In a study by Allen et al. 2018, papers from 2015 were scanned for citations and links to code. Of the 285 unique codes that were used, 58% offered source code for download - not a great success rate. However 90% of the hyperlinks to code were found to be still working at the time of the study (three years post publication). The lead author, Alice Allen, oversees the Astrophysics Source Code Library which you can think of as “an arXiv for code”, and provides a doi and permalink for people to cite code.
What happens when reproducibility is missing?
Reproducibility failures are rarely dramatic at first. More often, they look like:
- results that “can’t quite be repeated”
- models that work once but never again
- performance that disappears when reused elsewhere
In astronomy and ML‑based science, documented failure modes include:
- random samples that cannot be regenerated
- machine‑learning models that rely on subtle data leakage
- results that vanish when preprocessing is done correctly
In many published cases:
- no fraud was involved
- no one acted in bad faith
- the problem was simply undocumented decisions
For ECRs, the risk is asymmetric:
- the cost of failure is personal and immediate
- the benefit of cutting corners is often short‑lived
Reproducibility as career insurance
It is reasonable to think of reproducibility as a form of insurance.

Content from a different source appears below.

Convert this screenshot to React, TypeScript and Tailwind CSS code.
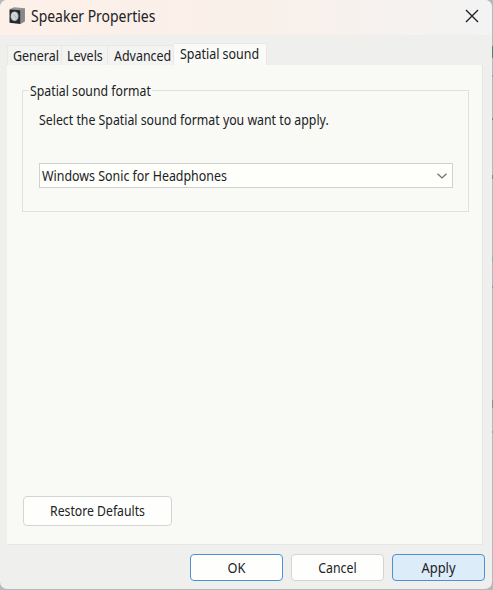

You invest a small amount of effort:
- documenting choices
- fixing randomness
- structuring workflows
In return, you reduce the chance of:
- losing months of work
- being unable to answer basic questions about your own results
- inheriting an unfixable mess (or becoming one)
Reproducibility is insurance you pay for up front — instead of with stress later.
Take one minute to think (no sharing required):
- What is one thing in your current workflow that only you understand?
- How confident are you that you could rerun your main result in a year?
Take-away: “Reproducible research is not about being perfect, it’s about making your future life easier.”